Reformulation of the pain medicine OxyContin in 2010 to make it more difficult to abuse directly led to a large rise in hepatitis C infections as drug abusers switched from the prescription medication to injectable heroin, according to a new RAND Corporation study.
While hepatitis C infection rates increased broadly across the country during the years following the reformulation, researchers found that states with above-average rates of OxyContin misuse prior to the reformulation saw hepatitis C infections increase three times as fast as in other states.
Public health officials previously have blamed the shift from prescription opioids to injectable heroin as a cause of the rise in hepatitis C cases, but the new study provides the best evidence to date of a direct link between OxyContin reformulation and the infection surge. The findings are published in the February edition of the journal Health Affairs.
“These results show that efforts to deter misuse of opioids can have unintended, long-term public health consequences,” said David Powell, the study’s lead author and a senior economist at RAND, a nonprofit research organization. “As we continue to develop policies to combat the opioid epidemic, we need to be careful that new approaches do not make another public health problem worse.”
The hepatitis C virus causes liver disease and is responsible for more deaths in the United States than any other infectious disease, accounting for 20,000 deaths in 2015. While the rate of new hepatitis C had remained steady for several years, the infection rate began rising at an alarming rate beginning in 2010.
Injection drug use has consistently been identified as a predominant risk factor for hepatitis C, leading experts to consider whether the opioid epidemic might be a driver of the recent rise in the infection.
Much of the early years of the opioid abuse epidemic was driven by misuse of prescription pain medicine. But one of the most abused drugs, OxyContin was reformulated in 2010, making the pill difficult to crush or dissolve, thus deterring the most-dangerous methods of abuse by injection or inhalation.
RAND researchers previously demonstrated that the reformulation of OxyContin caused some nonmedical users of the drug to switch to injectable heroin, which led to a sharp increase in heroin overdoses after 2010.
In the latest study, researchers from RAND and the Wharton School at the University of Pennsylvania examined rates of hepatitis C infections in each state from 2004 to 2015, examining differences between states based on the level of misuse of the drug before the reformulation occurred.

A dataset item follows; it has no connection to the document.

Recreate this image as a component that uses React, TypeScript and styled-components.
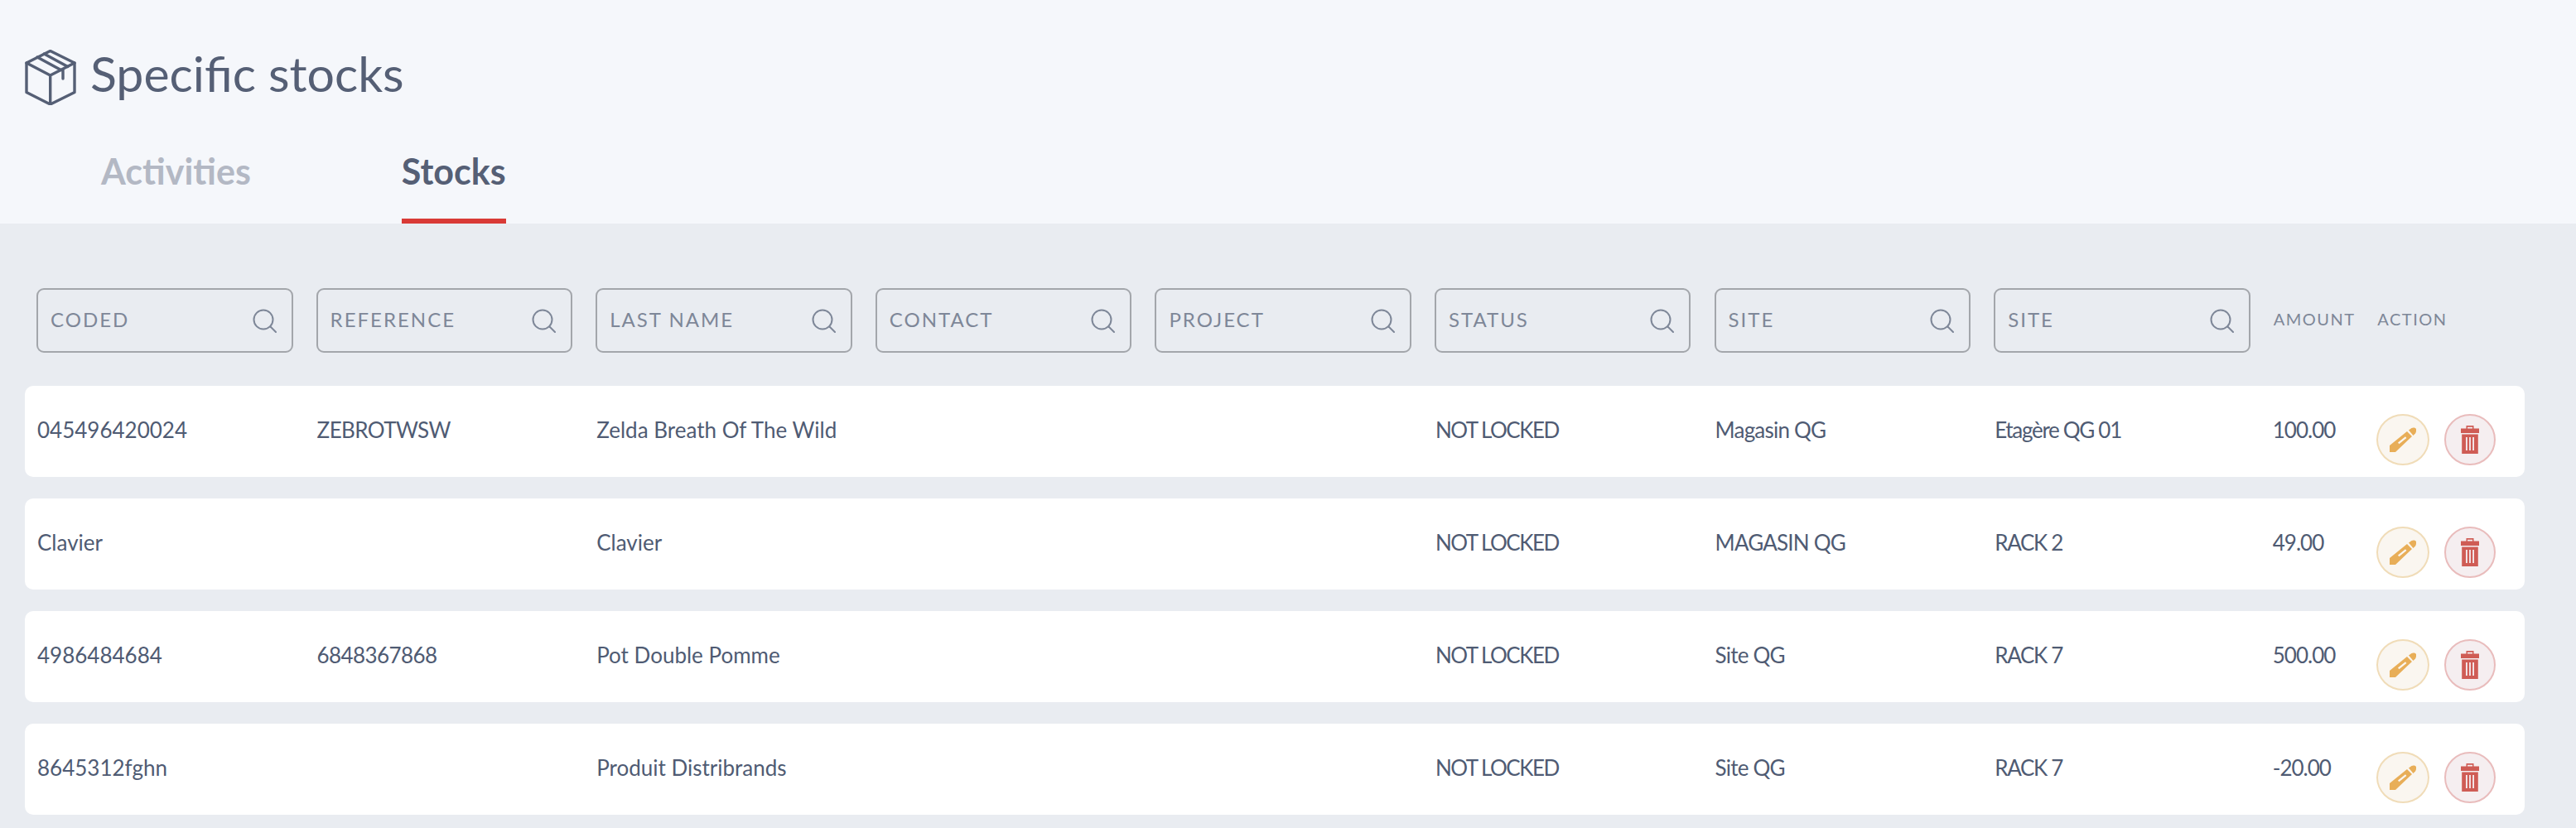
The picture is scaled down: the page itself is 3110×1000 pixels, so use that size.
import React from "react";
import styled, { createGlobalStyle } from "styled-components";

const Global = createGlobalStyle`
  html, body { margin: 0; padding: 0; background: #e9ecf1; }
  body { font-family: Lato, Roboto, "Liberation Sans", sans-serif; color: #525d74; }
`;

const Page = styled.div`
  width: 3110px;
  height: 1000px;
  overflow: hidden;
  background: #e9ecf1;
`;

const Header = styled.header`
  height: 270px;
  background: #f5f7fb;
  padding: 60px 0 0 30px;
  box-sizing: border-box;
  display: flex;
  flex-direction: column;
`;

const TitleRow = styled.div`
  display: flex;
  align-items: center;
  gap: 17px;
  height: 67px;
`;

const Title = styled.h1`
  margin: -10px 0 0;
  font-size: 59px;
  line-height: 67px;
  font-weight: 400;
  color: #555f75;
`;

const Tabs = styled.nav`
  display: flex;
  gap: 182px;
  padding-left: 92px;
  margin-top: auto;
`;

const Tab = styled.div<{ $active?: boolean }>`
  height: 87px;
  box-sizing: border-box;
  font-size: 43px;
  line-height: 48px;
  font-weight: 700;
  color: ${(p) => (p.$active ? "#555f75" : "#b3b8c4")};
  border-bottom: 6px solid ${(p) => (p.$active ? "#d93a36" : "transparent")};
`;

const Content = styled.main`
  padding: 78px 62px 0 30px;
`;

const Grid = styled.div`
  display: grid;
  grid-template-columns: repeat(8, 337.6px) 125.6px 1fr;
  align-items: center;
  padding-left: 14px;
`;

const FilterBar = styled(Grid)`
  height: 78px;
`;

const Filter = styled.label`
  width: 309.5px;
  height: 78px;
  box-sizing: border-box;
  border: 2px solid #a3a6ab;
  border-radius: 9px;
  display: flex;
  align-items: center;
  justify-content: space-between;
  padding: 0 18px 0 15px;
`;

const FilterLabel = styled.span`
  font-size: 24px;
  letter-spacing: 2px;
  margin-top: -4px;
  color: #7e8798;
`;

const SideHead = styled.span`
  font-size: 20px;
  letter-spacing: 1.5px;
  margin-top: -4px;
  color: #7e8798;
`;

const Rows = styled.div`
  margin-top: 40px;
  display: flex;
  flex-direction: column;
  gap: 26px;
`;

const Row = styled(Grid)`
  height: 110px;
  background: #fff;
  border-radius: 10px;
  padding-left: 15px;
`;

const Cell = styled.span<{ $tracking: number; $shift: number }>`
  font-size: 26px;
  margin: -4px 0 0 ${(p) => p.$shift}px;
  letter-spacing: ${(p) => p.$tracking}px;
  color: #4f5b73;
  white-space: nowrap;
`;

const Actions = styled.div`
  display: flex;
  gap: 18px;
  margin: 20px 0 0 -2px;
`;

const RoundButton = styled.button<{ $edge: string; $fill: string; $w: number }>`
  width: ${(p) => p.$w}px;
  height: 62px;
  padding: 0;
  border-radius: 50%;
  border: 2px solid ${(p) => p.$edge};
  background: ${(p) => p.$fill};
  display: flex;
  align-items: center;
  justify-content: center;
`;

const BoxIcon = () => (
  <svg width="62" height="67" viewBox="0 0 62 67" fill="none" stroke="#555f75" strokeWidth="3.4" strokeLinejoin="round" strokeLinecap="round">
    <path d="M30.7 1.5 60 16v35.5L30.7 66 2 51.5V16Z" />
    <path d="M2 16l28.7 15L60 16M30.7 31v35" />
    <path d="M15 9l28.5 15.5M23.3 5l28.5 15.5M46 24v11" />
  </svg>
);

const SearchIcon = () => (
  <svg width="29" height="29" viewBox="0 0 29 29" fill="none" stroke="#7e8798" strokeWidth="2">
    <circle cx="13" cy="13" r="11.5" />
    <path d="M21.5 21.5 28 28" strokeLinecap="round" />
  </svg>
);

const PencilIcon = () => (
  <svg width="32" height="30" viewBox="0 0 32 30">
    <path fill="#e8ae58" fillRule="evenodd" d="M0 22 21 5 27 11 7 30H0ZM10 18.5l1.4 1.8 9-7.2-1.4-1.8Z" />
    <path fill="#e8ae58" d="M23 3.5 26.5 1c2-1 5-.5 5.5 1 .5 1.5 0 4-1 5.5L28.5 10Z" />
  </svg>
);

const TrashIcon = () => (
  <svg width="22" height="34" viewBox="0 0 22 34">
    <path fill="#cf5c55" fillRule="evenodd" d="M0 3.5h6.5V0h9v3.5H22V9H0ZM8 3.5h6V1.8H8Z" />
    <path fill="#cf5c55" fillRule="evenodd" d="M1.2 10.5h19.6V34H1.2ZM6 14v16h1.8V14Zm4.1 0v16h1.8V14Zm4.1 0v16H16V14Z" />
  </svg>
);

const filters = ["CODED", "REFERENCE", "LAST NAME", "CONTACT", "PROJECT", "STATUS", "SITE", "SITE"];

const rows = [
  ["045496420024", "ZEBROTWSW", "Zelda Breath Of The Wild", "", "", "NOT LOCKED", "Magasin QG", "Etagère QG 01", "100.00"],
  ["Clavier", "", "Clavier", "", "", "NOT LOCKED", "MAGASIN QG", "RACK 2", "49.00"],
  ["4986484684", "6848367868", "Pot Double Pomme", "", "", "NOT LOCKED", "Site QG", "RACK 7", "500.00"],
  ["8645312fghn", "", "Produit Distribrands", "", "", "NOT LOCKED", "Site QG", "RACK 7", "-20.00"],
];

const tracking = [0, -0.6, 0, 0, 0, -1.5, -0.8, -1.3, -1];

export default function App() {
  return (
    <Page>
      <Global />
      <Header>
        <TitleRow>
          <BoxIcon />
          <Title>Specific stocks</Title>
        </TitleRow>
        <Tabs>
          <Tab>Activities</Tab>
          <Tab $active>Stocks</Tab>
        </Tabs>
      </Header>
      <Content>
        <FilterBar>
          {filters.map((f, i) => (
            <Filter key={i}>
              <FilterLabel>{f}</FilterLabel>
              <SearchIcon />
            </Filter>
          ))}
          <SideHead>AMOUNT</SideHead>
          <SideHead>ACTION</SideHead>
        </FilterBar>
        <Rows>
          {rows.map((r, i) => (
            <Row key={i}>
              {r.map((c, j) => (
                <Cell key={j} $tracking={tracking[j]} $shift={j === 8 ? -2 : 0}>
                  {c}
                </Cell>
              ))}
              <Actions>
                <RoundButton $w={64} $edge="#f0dcb8" $fill="#faf6f0" aria-label="Edit">
                  <PencilIcon />
                </RoundButton>
                <RoundButton $w={62} $edge="#e9bcbc" $fill="#f5eef0" aria-label="Delete">
                  <TrashIcon />
                </RoundButton>
              </Actions>
            </Row>
          ))}
        </Rows>
      </Content>
    </Page>
  );
}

The analysis found that states with above-median OxyContin misuse prior to the reformulation experienced a 222 percent increase in hepatitis C infections after reformulation, while states with below-median misuse of OxyContin experienced a 75 percent increase in hepatitis C infections over the same period.
Before the reformulation, there was almost no difference in hepatitis C infections rates across the two groups of states.
“Even with recent advancements in the treatment for hepatitis C, the dramatic increase in infections represents a substantial public health concern that can have tremendous long-term costs if infected people are not identified and treated,” said Rosalie Liccardo Pacula, a study co-author, and co-director of the RAND Opioid Policy Tools and Information Center and the RAND Drug Policy Research Center.
As drug abuse policy continues to reduce access to abusable prescription opioids, researchers say the study suggests that there could be further unintended public health consequences if drug abusers switch to injected drugs.
“It is important that strategies that limit the supply of abusable prescription opioids are paired with polices to ease the harms associated with switching to illicit drugs, such as improved access to drug treatment and increased efforts to identify and treat diseases associated with injection drug use,” Pacula said.
Support for the study was provided by the National Institutes on Drug Abuse. Abby E. Alpert of the Wharton School at the University of Pennsylvania also co-authored the study.
The federally supported RAND Opioid Policy Tools and Information Center develops reliable data, rigorous methods and policy tools to inform evidence-based opioid policies.
Since 1989, the RAND Drug Policy Research Center has conducted research to help policymakers in the United States and throughout the world address issues involving alcohol, marijuana and other drugs.